Repeat all of the material exactly as given.

******

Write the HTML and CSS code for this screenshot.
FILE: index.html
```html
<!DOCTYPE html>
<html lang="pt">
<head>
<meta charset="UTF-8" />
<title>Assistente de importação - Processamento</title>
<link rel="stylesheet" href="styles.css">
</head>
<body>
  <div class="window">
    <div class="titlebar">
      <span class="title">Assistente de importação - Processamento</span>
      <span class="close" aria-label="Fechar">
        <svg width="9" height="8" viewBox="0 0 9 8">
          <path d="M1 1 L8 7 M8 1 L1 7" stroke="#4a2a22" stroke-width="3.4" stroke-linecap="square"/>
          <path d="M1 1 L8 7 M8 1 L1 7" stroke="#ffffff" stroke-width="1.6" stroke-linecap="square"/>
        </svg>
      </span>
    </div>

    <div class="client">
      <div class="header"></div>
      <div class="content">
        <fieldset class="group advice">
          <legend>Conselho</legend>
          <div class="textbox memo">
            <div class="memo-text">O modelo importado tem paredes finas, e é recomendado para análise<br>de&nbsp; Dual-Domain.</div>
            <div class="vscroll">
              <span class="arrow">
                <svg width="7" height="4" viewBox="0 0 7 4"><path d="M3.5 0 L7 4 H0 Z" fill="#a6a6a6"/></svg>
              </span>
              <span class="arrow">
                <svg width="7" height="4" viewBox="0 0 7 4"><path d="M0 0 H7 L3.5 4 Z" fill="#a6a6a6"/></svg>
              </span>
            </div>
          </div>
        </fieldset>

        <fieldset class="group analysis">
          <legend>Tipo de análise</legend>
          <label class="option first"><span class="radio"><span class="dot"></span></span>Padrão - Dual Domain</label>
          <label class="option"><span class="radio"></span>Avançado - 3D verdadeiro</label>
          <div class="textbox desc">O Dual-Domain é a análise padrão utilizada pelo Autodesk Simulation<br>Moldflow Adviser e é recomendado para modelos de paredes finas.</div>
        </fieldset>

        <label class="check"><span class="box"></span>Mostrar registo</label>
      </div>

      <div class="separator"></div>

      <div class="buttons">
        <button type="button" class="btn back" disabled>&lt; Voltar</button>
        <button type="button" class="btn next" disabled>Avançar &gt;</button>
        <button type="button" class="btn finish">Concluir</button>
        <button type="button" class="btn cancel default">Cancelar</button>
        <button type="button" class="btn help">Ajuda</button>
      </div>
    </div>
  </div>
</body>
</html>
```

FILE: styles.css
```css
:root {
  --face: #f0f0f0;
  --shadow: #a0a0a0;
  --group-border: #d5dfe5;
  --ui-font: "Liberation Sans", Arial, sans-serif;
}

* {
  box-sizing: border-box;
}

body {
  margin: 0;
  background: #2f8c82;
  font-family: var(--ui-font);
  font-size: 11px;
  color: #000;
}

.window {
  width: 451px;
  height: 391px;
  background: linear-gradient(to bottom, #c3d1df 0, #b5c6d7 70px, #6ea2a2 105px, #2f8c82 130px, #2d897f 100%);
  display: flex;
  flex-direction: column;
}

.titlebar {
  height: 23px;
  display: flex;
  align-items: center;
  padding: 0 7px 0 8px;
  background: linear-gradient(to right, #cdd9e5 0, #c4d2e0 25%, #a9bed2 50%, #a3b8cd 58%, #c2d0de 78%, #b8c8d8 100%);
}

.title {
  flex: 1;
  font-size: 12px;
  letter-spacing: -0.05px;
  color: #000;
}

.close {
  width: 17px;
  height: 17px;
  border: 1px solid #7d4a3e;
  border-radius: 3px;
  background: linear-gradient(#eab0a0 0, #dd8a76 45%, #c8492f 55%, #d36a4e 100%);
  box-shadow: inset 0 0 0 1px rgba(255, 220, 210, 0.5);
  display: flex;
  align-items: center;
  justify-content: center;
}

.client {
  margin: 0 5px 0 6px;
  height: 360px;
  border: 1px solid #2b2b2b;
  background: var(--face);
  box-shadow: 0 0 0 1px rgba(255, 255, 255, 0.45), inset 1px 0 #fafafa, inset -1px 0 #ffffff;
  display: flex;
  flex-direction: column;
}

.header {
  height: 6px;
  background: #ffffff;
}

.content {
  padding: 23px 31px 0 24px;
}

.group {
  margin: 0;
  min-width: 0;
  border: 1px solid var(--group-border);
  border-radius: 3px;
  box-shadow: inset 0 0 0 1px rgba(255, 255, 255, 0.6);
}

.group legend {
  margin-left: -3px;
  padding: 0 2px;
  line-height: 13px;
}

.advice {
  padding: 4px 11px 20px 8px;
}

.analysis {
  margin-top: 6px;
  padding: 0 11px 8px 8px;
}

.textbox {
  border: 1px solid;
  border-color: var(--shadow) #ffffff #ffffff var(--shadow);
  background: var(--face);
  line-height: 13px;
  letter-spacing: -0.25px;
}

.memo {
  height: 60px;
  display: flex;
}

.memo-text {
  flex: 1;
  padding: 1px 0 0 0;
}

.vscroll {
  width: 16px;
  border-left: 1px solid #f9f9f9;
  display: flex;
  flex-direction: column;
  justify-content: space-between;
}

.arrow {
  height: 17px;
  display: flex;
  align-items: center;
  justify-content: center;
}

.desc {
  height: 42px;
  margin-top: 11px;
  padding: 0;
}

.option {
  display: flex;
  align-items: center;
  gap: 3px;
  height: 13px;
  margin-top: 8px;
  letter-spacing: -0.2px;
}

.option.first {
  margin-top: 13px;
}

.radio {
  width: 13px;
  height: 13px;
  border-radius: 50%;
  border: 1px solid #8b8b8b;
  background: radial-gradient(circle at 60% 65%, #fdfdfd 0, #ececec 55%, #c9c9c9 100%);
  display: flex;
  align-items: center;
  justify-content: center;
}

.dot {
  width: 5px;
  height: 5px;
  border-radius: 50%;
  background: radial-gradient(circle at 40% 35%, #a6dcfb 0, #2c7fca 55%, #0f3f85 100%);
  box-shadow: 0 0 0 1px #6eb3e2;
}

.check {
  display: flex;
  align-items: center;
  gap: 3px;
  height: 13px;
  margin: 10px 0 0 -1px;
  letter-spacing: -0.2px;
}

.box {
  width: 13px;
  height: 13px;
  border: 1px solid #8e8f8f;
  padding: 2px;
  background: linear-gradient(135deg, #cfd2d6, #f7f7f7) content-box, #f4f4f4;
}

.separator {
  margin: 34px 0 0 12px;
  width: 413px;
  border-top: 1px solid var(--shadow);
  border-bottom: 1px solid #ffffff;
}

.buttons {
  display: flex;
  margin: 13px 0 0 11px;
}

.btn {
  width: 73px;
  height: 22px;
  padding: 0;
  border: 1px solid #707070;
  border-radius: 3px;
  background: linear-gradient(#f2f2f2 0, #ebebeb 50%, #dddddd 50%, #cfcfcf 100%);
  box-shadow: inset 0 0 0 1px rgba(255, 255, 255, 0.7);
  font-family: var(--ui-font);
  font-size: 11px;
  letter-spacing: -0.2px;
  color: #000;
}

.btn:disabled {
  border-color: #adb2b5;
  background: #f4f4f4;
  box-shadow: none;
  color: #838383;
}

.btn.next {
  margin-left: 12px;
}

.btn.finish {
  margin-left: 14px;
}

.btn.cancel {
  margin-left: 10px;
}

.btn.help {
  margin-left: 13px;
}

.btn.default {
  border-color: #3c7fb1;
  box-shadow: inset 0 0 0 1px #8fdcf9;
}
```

******

Worked answer:
Write the HTML and CSS code for this screenshot.
FILE: index.html
```html
<!DOCTYPE html>
<html lang="pt">
<head>
<meta charset="UTF-8" />
<title>Assistente de importação - Processamento</title>
<link rel="stylesheet" href="styles.css">
</head>
<body>
  <div class="window">
    <div class="titlebar">
      <span class="title">Assistente de importação - Processamento</span>
      <span class="close" aria-label="Fechar">
        <svg width="9" height="8" viewBox="0 0 9 8">
          <path d="M1 1 L8 7 M8 1 L1 7" stroke="#4a2a22" stroke-width="3.4" stroke-linecap="square"/>
          <path d="M1 1 L8 7 M8 1 L1 7" stroke="#ffffff" stroke-width="1.6" stroke-linecap="square"/>
        </svg>
      </span>
    </div>

    <div class="client">
      <div class="header"></div>
      <div class="content">
        <fieldset class="group advice">
          <legend>Conselho</legend>
          <div class="textbox memo">
            <div class="memo-text">O modelo importado tem paredes finas, e é recomendado para análise<br>de&nbsp; Dual-Domain.</div>
            <div class="vscroll">
              <span class="arrow">
                <svg width="7" height="4" viewBox="0 0 7 4"><path d="M3.5 0 L7 4 H0 Z" fill="#a6a6a6"/></svg>
              </span>
              <span class="arrow">
                <svg width="7" height="4" viewBox="0 0 7 4"><path d="M0 0 H7 L3.5 4 Z" fill="#a6a6a6"/></svg>
              </span>
            </div>
          </div>
        </fieldset>

        <fieldset class="group analysis">
          <legend>Tipo de análise</legend>
          <label class="option first"><span class="radio"><span class="dot"></span></span>Padrão - Dual Domain</label>
          <label class="option"><span class="radio"></span>Avançado - 3D verdadeiro</label>
          <div class="textbox desc">O Dual-Domain é a análise padrão utilizada pelo Autodesk Simulation<br>Moldflow Adviser e é recomendado para modelos de paredes finas.</div>
        </fieldset>

        <label class="check"><span class="box"></span>Mostrar registo</label>
      </div>

      <div class="separator"></div>

      <div class="buttons">
        <button type="button" class="btn back" disabled>&lt; Voltar</button>
        <button type="button" class="btn next" disabled>Avançar &gt;</button>
        <button type="button" class="btn finish">Concluir</button>
        <button type="button" class="btn cancel default">Cancelar</button>
        <button type="button" class="btn help">Ajuda</button>
      </div>
    </div>
  </div>
</body>
</html>
```

FILE: styles.css
```css
:root {
  --face: #f0f0f0;
  --shadow: #a0a0a0;
  --group-border: #d5dfe5;
  --ui-font: "Liberation Sans", Arial, sans-serif;
}

* {
  box-sizing: border-box;
}

body {
  margin: 0;
  background: #2f8c82;
  font-family: var(--ui-font);
  font-size: 11px;
  color: #000;
}

.window {
  width: 451px;
  height: 391px;
  background: linear-gradient(to bottom, #c3d1df 0, #b5c6d7 70px, #6ea2a2 105px, #2f8c82 130px, #2d897f 100%);
  display: flex;
  flex-direction: column;
}

.titlebar {
  height: 23px;
  display: flex;
  align-items: center;
  padding: 0 7px 0 8px;
  background: linear-gradient(to right, #cdd9e5 0, #c4d2e0 25%, #a9bed2 50%, #a3b8cd 58%, #c2d0de 78%, #b8c8d8 100%);
}

.title {
  flex: 1;
  font-size: 12px;
  letter-spacing: -0.05px;
  color: #000;
}

.close {
  width: 17px;
  height: 17px;
  border: 1px solid #7d4a3e;
  border-radius: 3px;
  background: linear-gradient(#eab0a0 0, #dd8a76 45%, #c8492f 55%, #d36a4e 100%);
  box-shadow: inset 0 0 0 1px rgba(255, 220, 210, 0.5);
  display: flex;
  align-items: center;
  justify-content: center;
}

.client {
  margin: 0 5px 0 6px;
  height: 360px;
  border: 1px solid #2b2b2b;
  background: var(--face);
  box-shadow: 0 0 0 1px rgba(255, 255, 255, 0.45), inset 1px 0 #fafafa, inset -1px 0 #ffffff;
  display: flex;
  flex-direction: column;
}

.header {
  height: 6px;
  background: #ffffff;
}

.content {
  padding: 23px 31px 0 24px;
}

.group {
  margin: 0;
  min-width: 0;
  border: 1px solid var(--group-border);
  border-radius: 3px;
  box-shadow: inset 0 0 0 1px rgba(255, 255, 255, 0.6);
}

.group legend {
  margin-left: -3px;
  padding: 0 2px;
  line-height: 13px;
}

.advice {
  padding: 4px 11px 20px 8px;
}

.analysis {
  margin-top: 6px;
  padding: 0 11px 8px 8px;
}

.textbox {
  border: 1px solid;
  border-color: var(--shadow) #ffffff #ffffff var(--shadow);
  background: var(--face);
  line-height: 13px;
  letter-spacing: -0.25px;
}

.memo {
  height: 60px;
  display: flex;
}

.memo-text {
  flex: 1;
  padding: 1px 0 0 0;
}

.vscroll {
  width: 16px;
  border-left: 1px solid #f9f9f9;
  display: flex;
  flex-direction: column;
  justify-content: space-between;
}

.arrow {
  height: 17px;
  display: flex;
  align-items: center;
  justify-content: center;
}

.desc {
  height: 42px;
  margin-top: 11px;
  padding: 0;
}

.option {
  display: flex;
  align-items: center;
  gap: 3px;
  height: 13px;
  margin-top: 8px;
  letter-spacing: -0.2px;
}

.option.first {
  margin-top: 13px;
}

.radio {
  width: 13px;
  height: 13px;
  border-radius: 50%;
  border: 1px solid #8b8b8b;
  background: radial-gradient(circle at 60% 65%, #fdfdfd 0, #ececec 55%, #c9c9c9 100%);
  display: flex;
  align-items: center;
  justify-content: center;
}

.dot {
  width: 5px;
  height: 5px;
  border-radius: 50%;
  background: radial-gradient(circle at 40% 35%, #a6dcfb 0, #2c7fca 55%, #0f3f85 100%);
  box-shadow: 0 0 0 1px #6eb3e2;
}

.check {
  display: flex;
  align-items: center;
  gap: 3px;
  height: 13px;
  margin: 10px 0 0 -1px;
  letter-spacing: -0.2px;
}

.box {
  width: 13px;
  height: 13px;
  border: 1px solid #8e8f8f;
  padding: 2px;
  background: linear-gradient(135deg, #cfd2d6, #f7f7f7) content-box, #f4f4f4;
}

.separator {
  margin: 34px 0 0 12px;
  width: 413px;
  border-top: 1px solid var(--shadow);
  border-bottom: 1px solid #ffffff;
}

.buttons {
  display: flex;
  margin: 13px 0 0 11px;
}

.btn {
  width: 73px;
  height: 22px;
  padding: 0;
  border: 1px solid #707070;
  border-radius: 3px;
  background: linear-gradient(#f2f2f2 0, #ebebeb 50%, #dddddd 50%, #cfcfcf 100%);
  box-shadow: inset 0 0 0 1px rgba(255, 255, 255, 0.7);
  font-family: var(--ui-font);
  font-size: 11px;
  letter-spacing: -0.2px;
  color: #000;
}

.btn:disabled {
  border-color: #adb2b5;
  background: #f4f4f4;
  box-shadow: none;
  color: #838383;
}

.btn.next {
  margin-left: 12px;
}

.btn.finish {
  margin-left: 14px;
}

.btn.cancel {
  margin-left: 10px;
}

.btn.help {
  margin-left: 13px;
}

.btn.default {
  border-color: #3c7fb1;
  box-shadow: inset 0 0 0 1px #8fdcf9;
}
```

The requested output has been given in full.